True 60 years ago, and true today

When a president wraps his energy policy in the mantle of national security, it’s a sure sign that he has a bad energy policy.

Concern about energy imports often goes hand in hand with feelings of insecurity and economic vulnerability. Similarly, a president’s rhetorical linkage of energy policy to national security is an indicator of lack of confidence in America’s global power. In a speech in March lauding his Energy Security Trust, a proposal to transfer offshore-drilling profits to a green-energy research fund, President Obama hewed to this formula and invoked national security, citing the support of General Paul Kelley, a former commandant of the Marine Corps, for his idea. In so doing, he was invoking the same rationale that had supported Jimmy Carter’s war against oil imports and George W. Bush’s push for biofuels (which, incidentally, helped propel food prices higher around the world and led to rioting across the Middle East). All three were following in the footsteps of Richard Nixon’s Project Independence, which was announced in November 1973 in response to the Arab oil embargo and failed to achieve any of the objectives Nixon had set for it.

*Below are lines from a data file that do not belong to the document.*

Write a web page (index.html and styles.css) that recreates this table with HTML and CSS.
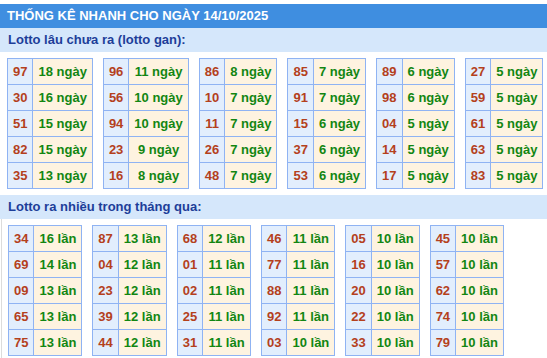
FILE: index.html
```html
<!DOCTYPE html>
<html lang="vi">
<head>
<meta charset="utf-8">
<title>Thống kê nhanh</title>
<link rel="stylesheet" href="styles.css">
</head>
<body>
<div class="title">THỐNG KÊ NHANH CHO NGÀY 14/10/2025</div>
<div class="band">Lotto lâu chưa ra (lotto gan):</div>
<div class="grid">
  <table class="tk"><tr><td class="n">97</td><td class="v">18 ngày</td></tr><tr><td class="n">30</td><td class="v">16 ngày</td></tr><tr><td class="n">51</td><td class="v">15 ngày</td></tr><tr><td class="n">82</td><td class="v">15 ngày</td></tr><tr><td class="n">35</td><td class="v">13 ngày</td></tr></table>
  <table class="tk"><tr><td class="n">96</td><td class="v">11 ngày</td></tr><tr><td class="n">56</td><td class="v">10 ngày</td></tr><tr><td class="n">94</td><td class="v">10 ngày</td></tr><tr><td class="n">23</td><td class="v">9 ngày</td></tr><tr><td class="n">16</td><td class="v">8 ngày</td></tr></table>
  <table class="tk"><tr><td class="n">86</td><td class="v">8 ngày</td></tr><tr><td class="n">10</td><td class="v">7 ngày</td></tr><tr><td class="n">11</td><td class="v">7 ngày</td></tr><tr><td class="n">26</td><td class="v">7 ngày</td></tr><tr><td class="n">48</td><td class="v">7 ngày</td></tr></table>
  <table class="tk"><tr><td class="n">85</td><td class="v">7 ngày</td></tr><tr><td class="n">91</td><td class="v">7 ngày</td></tr><tr><td class="n">15</td><td class="v">6 ngày</td></tr><tr><td class="n">37</td><td class="v">6 ngày</td></tr><tr><td class="n">53</td><td class="v">6 ngày</td></tr></table>
  <table class="tk"><tr><td class="n">89</td><td class="v">6 ngày</td></tr><tr><td class="n">98</td><td class="v">6 ngày</td></tr><tr><td class="n">04</td><td class="v">5 ngày</td></tr><tr><td class="n">14</td><td class="v">5 ngày</td></tr><tr><td class="n">17</td><td class="v">5 ngày</td></tr></table>
  <table class="tk"><tr><td class="n">27</td><td class="v">5 ngày</td></tr><tr><td class="n">59</td><td class="v">5 ngày</td></tr><tr><td class="n">61</td><td class="v">5 ngày</td></tr><tr><td class="n">63</td><td class="v">5 ngày</td></tr><tr><td class="n">83</td><td class="v">5 ngày</td></tr></table>
</div>
<div class="band">Lotto ra nhiều trong tháng qua:</div>
<div class="grid grid-last">
  <table class="tk"><tr><td class="n">34</td><td class="v">16 lần</td></tr><tr><td class="n">69</td><td class="v">14 lần</td></tr><tr><td class="n">09</td><td class="v">13 lần</td></tr><tr><td class="n">65</td><td class="v">13 lần</td></tr><tr><td class="n">75</td><td class="v">13 lần</td></tr></table>
  <table class="tk"><tr><td class="n">87</td><td class="v">13 lần</td></tr><tr><td class="n">04</td><td class="v">12 lần</td></tr><tr><td class="n">23</td><td class="v">12 lần</td></tr><tr><td class="n">39</td><td class="v">12 lần</td></tr><tr><td class="n">44</td><td class="v">12 lần</td></tr></table>
  <table class="tk"><tr><td class="n">68</td><td class="v">12 lần</td></tr><tr><td class="n">01</td><td class="v">11 lần</td></tr><tr><td class="n">02</td><td class="v">11 lần</td></tr><tr><td class="n">25</td><td class="v">11 lần</td></tr><tr><td class="n">31</td><td class="v">11 lần</td></tr></table>
  <table class="tk"><tr><td class="n">46</td><td class="v">11 lần</td></tr><tr><td class="n">77</td><td class="v">11 lần</td></tr><tr><td class="n">88</td><td class="v">11 lần</td></tr><tr><td class="n">92</td><td class="v">11 lần</td></tr><tr><td class="n">03</td><td class="v">10 lần</td></tr></table>
  <table class="tk"><tr><td class="n">05</td><td class="v">10 lần</td></tr><tr><td class="n">16</td><td class="v">10 lần</td></tr><tr><td class="n">20</td><td class="v">10 lần</td></tr><tr><td class="n">22</td><td class="v">10 lần</td></tr><tr><td class="n">33</td><td class="v">10 lần</td></tr></table>
  <table class="tk"><tr><td class="n">45</td><td class="v">10 lần</td></tr><tr><td class="n">57</td><td class="v">10 lần</td></tr><tr><td class="n">62</td><td class="v">10 lần</td></tr><tr><td class="n">74</td><td class="v">10 lần</td></tr><tr><td class="n">79</td><td class="v">10 lần</td></tr></table>
</div>
</body>
</html>
```

FILE: styles.css
```css
html, body {
  margin: 0;
  padding: 0;
  background: #ffffff;
}
body {
  padding-top: 4px;
  font-family: "Liberation Sans", Arial, sans-serif;
  font-size: 13px;
  font-weight: bold;
}
.title {
  height: 24px;
  line-height: 24px;
  padding-left: 7px;
  background: #3f8ee0;
  color: #ffffff;
  font-size: 13px;
}
.band {
  height: 24px;
  line-height: 24px;
  padding-left: 8px;
  background: #d5e7fb;
  color: #1d3e99;
  font-size: 13px;
}
.grid {
  display: flex;
  align-items: flex-start;
  gap: 10px;
  padding: 6px 0 6px 7px;
}
.grid-last {
  margin-left: 1px;
  padding-left: 6px;
  padding-bottom: 2px;
  border-left: 1px solid #dcdcdc;
}
.tk {
  border-collapse: collapse;
  flex: none;
}
.tk td {
  border: 1px solid #8fb3f3;
  padding: 5px 5px;
  line-height: 15px;
  text-align: center;
  white-space: nowrap;
}
.tk .n {
  background: #e2eefd;
  color: #b4401c;
}
.tk .v {
  background: #fef3e0;
  color: #128612;
}
```
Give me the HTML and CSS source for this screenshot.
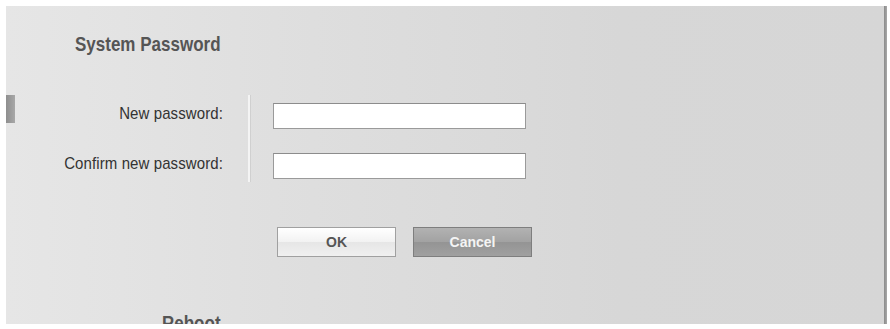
FILE: index.html
```html
<!DOCTYPE html>
<html>
<head>
<meta charset="utf-8">
<link rel="stylesheet" href="styles.css">
</head>
<body>
<div class="frame">
  <div class="panel">
    <div class="rail"><div class="marker"></div></div>
    <div class="content">
      <h2 class="title">System Password</h2>
      <div class="form">
        <div class="labels">
          <div class="label">New password:</div>
          <div class="label">Confirm new password:</div>
        </div>
        <div class="sep"></div>
        <div class="fields">
          <input class="field" type="password">
          <input class="field" type="password">
        </div>
      </div>
      <div class="actions">
        <button class="btn btn-ok">OK</button>
        <button class="btn btn-cancel">Cancel</button>
      </div>
      <h2 class="title title-reboot">Reboot</h2>
    </div>
  </div>
  <div class="edge"></div>
</div>
</body>
</html>
```
FILE: styles.css
```css
html, body {
  margin: 0;
  padding: 0;
  background: #ffffff;
}
body {
  font-family: "Liberation Sans", Arial, sans-serif;
}
.frame {
  display: flex;
  padding: 6px 0 0 6px;
  height: 318px;
}
.panel {
  width: 878px;
  height: 318px;
  overflow: hidden;
  display: flex;
  background: linear-gradient(to right, #e6e6e6 0%, #dedede 35%, #d7d7d7 70%, #d6d6d6 100%);
}
.edge {
  width: 3px;
  height: 318px;
  background: linear-gradient(to right, #8a8a8a, #a8a8a8);
}
.rail {
  width: 9px;
  flex: none;
}
.marker {
  margin-top: 89px;
  width: 9px;
  height: 28px;
  background: linear-gradient(to right, #8e8e8e, #a8a8a8);
}
.content {
  flex: 1;
  padding-left: 60px;
}
.title {
  margin: 27px 0 0 0;
  font-size: 17px;
  font-weight: bold;
  color: #555555;
  line-height: 22px;
  transform: scaleY(1.15);
  transform-origin: left top;
}
.form {
  display: flex;
  margin-top: 40px;
  margin-left: -60px;
}
.labels {
  width: 208px;
  display: flex;
  flex-direction: column;
  align-items: flex-end;
  padding-top: 8px;
  gap: 31px;
}
.label {
  font-size: 15px;
  line-height: 19px;
  color: #333333;
  transform: scaleY(1.12);
  letter-spacing: 0.1px;
}
.sep {
  width: 2px;
  height: 87px;
  margin-left: 25px;
  background: #f4f4f4;
  box-shadow: 1px 0 0 #d0d0d0;
}
.fields {
  display: flex;
  flex-direction: column;
  gap: 24px;
  margin-left: 23px;
  padding-top: 8px;
}
.field {
  box-sizing: border-box;
  width: 253px;
  height: 26px;
  margin: 0;
  border: 1px solid #9a9a9a;
  border-top-color: #8c8c8c;
  background: #ffffff;
}
.actions {
  display: flex;
  gap: 17px;
  margin-top: 45px;
  margin-left: 202px;
}
.btn {
  box-sizing: border-box;
  width: 119px;
  height: 30px;
  padding: 0;
  font-family: "Liberation Sans", Arial, sans-serif;
  font-size: 14px;
  font-weight: bold;
  cursor: pointer;
}
.btn-ok {
  border: 1px solid #a0a0a0;
  color: #555555;
  background: linear-gradient(to bottom, #ffffff 0%, #f2f2f2 50%, #e6e6e6 51%, #f0f0f0 100%);
}
.btn-cancel {
  border: 1px solid #7e7e7e;
  color: #f4f4f4;
  background: linear-gradient(to bottom, #b2b2b2 0%, #a2a2a2 50%, #949494 51%, #a0a0a0 100%);
}
.title-reboot {
  margin-top: 55px;
  margin-left: 87px;
}
```
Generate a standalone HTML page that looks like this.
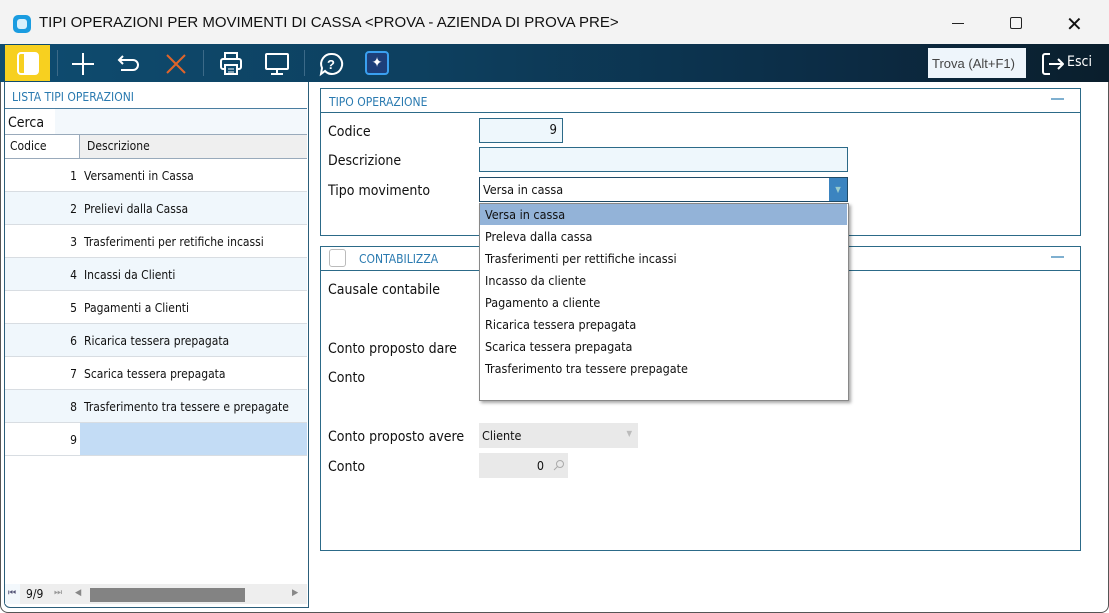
<!DOCTYPE html>
<html><head><meta charset="utf-8"><style>
*{box-sizing:border-box;margin:0;padding:0}
body{width:1109px;height:613px;background:#fff;font-family:"DejaVu Sans Condensed","Liberation Sans",sans-serif;font-size:12px;color:#111;position:relative;overflow:hidden}
.a{position:absolute}
.win{left:0;top:0;width:1109px;height:613px;border:1px solid #555;border-radius:8px;background:#fff;overflow:hidden}
.title{left:0;top:0;width:1109px;height:44px;background:#f3f3f3}
.tb{left:0;top:44px;width:1109px;height:38px;background:linear-gradient(90deg,#0e4c70,#0d3f5e 40%,#0c2c45 75%,#0a1e2c)}
.sep{width:1px;height:26px;top:50px;background:#3c6a88}
.row{left:5px;width:302px;height:33px;border-bottom:1px solid #d8dde2}
.row .n{position:absolute;left:0;width:72px;text-align:right;top:10px}
.row .d{position:absolute;left:79px;top:10px}
.lbl{left:328px;font-size:14px}
.opt{left:485px;font-size:12.5px}
</style></head><body>
<div class="a win"></div>
<div class="a title"></div>
<div class="a" style="left:13px;top:15px;width:18px;height:18px;background:#1a9ce0;border-radius:5px"><div style="position:absolute;left:4px;top:4px;width:10px;height:10px;background:#d8f0fc;border-radius:3px"></div></div>
<div class="a" style="left:39px;top:14px;font-size:15px;font-family:'Liberation Sans',sans-serif">TIPI OPERAZIONI PER MOVIMENTI DI CASSA &lt;PROVA - AZIENDA DI PROVA PRE&gt;</div>
<div class="a" style="left:952px;top:23px;width:12px;height:1px;background:#222"></div>
<div class="a" style="left:1010px;top:17px;width:12px;height:12px;border:1px solid #222;border-radius:2px"></div>
<div class="a" style="left:1066px;top:12px;font-size:20px;font-family:'Liberation Sans';font-weight:300">✕</div>
<div class="a tb"></div>
<div class="a" style="left:5px;top:45px;width:45px;height:36px;background:#f7d020"></div>
<div class="a" style="left:17px;top:52px;width:22px;height:23px;border:2px solid #fff;border-radius:4px;background:#f7d020"><div style="position:absolute;left:5px;top:0;width:13px;height:19px;background:#fff"></div></div>
<div class="a sep" style="left:57px"></div>
<svg class="a" style="left:70px;top:51px" width="26" height="26"><path d="M13 2v22M2 13h22" stroke="#fff" stroke-width="2"/></svg>
<svg class="a" style="left:116px;top:52px" width="26" height="24"><path d="M7 4L3 8l4 4M3 8h14a5 5 0 0 1 0 10H5" fill="none" stroke="#fff" stroke-width="2"/></svg>
<svg class="a" style="left:164px;top:52px" width="24" height="24"><path d="M3 3l18 18M21 3L3 21" stroke="#e0642a" stroke-width="2"/></svg>
<div class="a sep" style="left:203px"></div>
<svg class="a" style="left:218px;top:50px" width="26" height="28"><rect x="7" y="3" width="12" height="6" fill="none" stroke="#fff" stroke-width="2"/><rect x="3" y="9" width="20" height="10" rx="2" fill="none" stroke="#fff" stroke-width="2"/><rect x="7" y="15" width="12" height="9" fill="#0e4a6e" stroke="#fff" stroke-width="2"/><path d="M10 19h6M10 22h6" stroke="#fff"/></svg>
<svg class="a" style="left:263px;top:51px" width="28" height="26"><rect x="3" y="3" width="22" height="15" rx="1" fill="none" stroke="#fff" stroke-width="2"/><path d="M14 18v4M8 23h12" stroke="#fff" stroke-width="2"/></svg>
<div class="a sep" style="left:304px"></div>
<svg class="a" style="left:318px;top:51px" width="28" height="26"><path d="M14 3a10 10 0 1 1-7 17l-4 3 1-6A10 10 0 0 1 14 3z" fill="none" stroke="#fff" stroke-width="2"/><text x="9" y="18" fill="#fff" font-size="13" font-family="Liberation Sans" font-weight="bold">?</text></svg>
<div class="a" style="left:365px;top:51px;width:24px;height:24px;background:#1d3f7a;border:2px solid #3aa0f0;border-radius:4px;color:#fff;font-size:14px;text-align:center;line-height:20px">✦</div>
<div class="a" style="left:928px;top:48px;width:98px;height:30px;background:#eef5fb;font-family:'Liberation Sans';font-size:13px;color:#444;padding:8px 0 0 4px">Trova (Alt+F1)</div>
<svg class="a" style="left:1041px;top:52px" width="24" height="24"><path d="M9 2H4a2 2 0 0 0-2 2v16a2 2 0 0 0 2 2h5M8 12h14M17 7l5 5-5 5" fill="none" stroke="#fff" stroke-width="2" stroke-linejoin="round"/></svg>
<div class="a" style="left:1067px;top:54px;color:#fff;font-size:14px">Esci</div>

<div class="a" style="left:4px;top:82px;width:305px;height:526px;border:1px solid #2c5e7a;border-top:none;border-radius:0 0 0 6px"></div>
<div class="a" style="left:12px;top:90px;color:#2a7ab0;font-size:12px">LISTA TIPI OPERAZIONI</div>
<div class="a" style="left:5px;top:108px;width:302px;height:1px;background:#4a7da0"></div>
<div class="a" style="left:55px;top:109px;width:252px;height:25px;background:#f3f8fc"></div>
<div class="a" style="left:8px;top:115px;font-size:14px">Cerca</div>
<div class="a" style="left:5px;top:134px;width:302px;height:25px;background:#efefef;border-top:1px solid #9ab;border-bottom:1px solid #9ab"></div>
<div class="a" style="left:5px;top:135px;width:75px;height:23px;background:#fff;border-right:1px solid #9ab"></div>
<div class="a" style="left:10px;top:139px">Codice</div>
<div class="a" style="left:87px;top:139px">Descrizione</div>
<div class="a row" style="top:159px"><span class="n">1</span><span class="d">Versamenti in Cassa</span></div>
<div class="a row" style="top:192px;background:#f0f7fc"><span class="n">2</span><span class="d">Prelievi dalla Cassa</span></div>
<div class="a row" style="top:225px"><span class="n">3</span><span class="d">Trasferimenti per retifiche incassi</span></div>
<div class="a row" style="top:258px;background:#f0f7fc"><span class="n">4</span><span class="d">Incassi da Clienti</span></div>
<div class="a row" style="top:291px"><span class="n">5</span><span class="d">Pagamenti a Clienti</span></div>
<div class="a row" style="top:324px;background:#f0f7fc"><span class="n">6</span><span class="d">Ricarica tessera prepagata</span></div>
<div class="a row" style="top:357px"><span class="n">7</span><span class="d">Scarica tessera prepagata</span></div>
<div class="a row" style="top:390px;background:#f0f7fc"><span class="n">8</span><span class="d">Trasferimento tra tessere e prepagate</span></div>
<div class="a row" style="top:423px"><span class="n">9</span><div style="position:absolute;left:75px;top:0;width:227px;height:32px;background:#c3dcf5"></div></div>
<div class="a" style="left:5px;top:584px;width:302px;height:20px;background:#eee"></div>
<div class="a" style="left:5px;top:584px;width:15px;height:20px;background:#f3f8fc"></div>
<div class="a" style="left:8px;top:588px;font-size:9px;color:#557">⏮</div>
<div class="a" style="left:26px;top:587px">9/9</div>
<div class="a" style="left:54px;top:588px;font-size:9px;color:#999">⏭</div>
<div class="a" style="left:75px;top:588px;font-size:9px;color:#888">◀</div>
<div class="a" style="left:90px;top:588px;width:155px;height:14px;background:#838383"></div>
<div class="a" style="left:292px;top:588px;font-size:9px;color:#888">▶</div>

<div class="a" style="left:320px;top:88px;width:761px;height:148px;border:1px solid #2c6a88"></div>
<div class="a" style="left:320px;top:112px;width:761px;height:1px;background:#2c6a88"></div>
<div class="a" style="left:329px;top:95px;color:#2a7ab0">TIPO OPERAZIONE</div>
<div class="a" style="left:1051px;top:98px;width:13px;height:2px;background:#7fb0d0"></div>
<div class="a lbl" style="top:124px">Codice</div>
<div class="a" style="left:479px;top:118px;width:84px;height:25px;background:#eef7fc;border:1px solid #2c6a88;text-align:right;padding:4px 5px 0 0;font-size:13px">9</div>
<div class="a lbl" style="top:153px">Descrizione</div>
<div class="a" style="left:479px;top:147px;width:369px;height:25px;background:#eef7fc;border:1px solid #2c6a88"></div>
<div class="a lbl" style="top:183px">Tipo movimento</div>
<div class="a" style="left:479px;top:177px;width:369px;height:25px;background:#fff;border:1px solid #1f4a66;padding:4px 0 0 3px;font-size:12.5px">Versa in cassa</div>
<div class="a" style="left:829px;top:178px;width:18px;height:23px;background:#3b84c0;color:#9cc;font-size:8px;text-align:center;line-height:23px">▼</div>

<div class="a" style="left:320px;top:246px;width:761px;height:305px;border:1px solid #2c6a88"></div>
<div class="a" style="left:320px;top:270px;width:761px;height:1px;background:#2c6a88"></div>
<div class="a" style="left:329px;top:249px;width:17px;height:18px;border:1px solid #bbb;border-radius:3px"></div>
<div class="a" style="left:359px;top:252px;color:#2a7ab0">CONTABILIZZA</div>
<div class="a" style="left:1051px;top:256px;width:13px;height:2px;background:#7fb0d0"></div>
<div class="a lbl" style="top:282px">Causale contabile</div>
<div class="a lbl" style="top:341px">Conto proposto dare</div>
<div class="a lbl" style="top:370px">Conto</div>
<div class="a lbl" style="top:429px">Conto proposto avere</div>
<div class="a" style="left:479px;top:423px;width:159px;height:25px;background:#e9e9e9;padding:5px 0 0 3px;font-size:12.5px">Cliente<span style="position:absolute;right:6px;top:6px;font-size:8px;color:#bbb">▼</span></div>
<div class="a lbl" style="top:459px">Conto</div>
<div class="a" style="left:479px;top:453px;width:89px;height:25px;background:#e9e9e9;padding:5px 24px 0 0;text-align:right;font-size:12.5px">0</div>
<svg class="a" style="left:553px;top:459px" width="12" height="12"><circle cx="7" cy="5" r="3.5" fill="none" stroke="#aaa"/><path d="M4.5 7.5L1 11" stroke="#aaa"/></svg>

<div class="a" style="left:479px;top:203px;width:370px;height:198px;background:#fff;border:1px solid #888;box-shadow:2px 2px 3px rgba(0,0,0,.35)"></div>
<div class="a" style="left:480px;top:204px;width:367px;height:21px;background:#93b3d8"></div>
<div class="a opt" style="top:207px">Versa in cassa</div>
<div class="a opt" style="top:229px">Preleva dalla cassa</div>
<div class="a opt" style="top:251px">Trasferimenti per rettifiche incassi</div>
<div class="a opt" style="top:273px">Incasso da cliente</div>
<div class="a opt" style="top:295px">Pagamento a cliente</div>
<div class="a opt" style="top:317px">Ricarica tessera prepagata</div>
<div class="a opt" style="top:339px">Scarica tessera prepagata</div>
<div class="a opt" style="top:361px">Trasferimento tra tessere prepagate</div>
</body></html>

The post–World War II generation took the diametrically opposite approach. In 1951, President Truman appointed a Materials Policy Commission, headed by CBS president William S. Paley. It would have been understandable if the members of the Paley Commission had succumbed to paranoia. After all, the Korean War was still raging, China had fallen to Mao’s Communists two years earlier, and the Soviet Union was on the threshold of exploding its first H-bomb. But the commission’s 819-page report, Resources for Freedom, turned out to be a comprehensive and intelligent rebuttal of fears about resource depletion and reliance on imports, and a rejection of pleas that America hoard its natural resources. “In developing America,” the commission said, “our forebears consumed resources extravagantly, but we are certainly better off in materials than they were. It would be unreasonable for us, their posterity, to suggest that they should have consumed less so that we might consume more.”

Resources for Freedom outlined an approach that, applied today, would make Americans unambiguously better off. It urged the U.S. to reject the goal of self-sufficiency, which it derided as amounting to a “self-imposed blockade and nothing more.” Tariffs and other barriers to trade should be removed, it declared, because these were adding to the free world’s material problems.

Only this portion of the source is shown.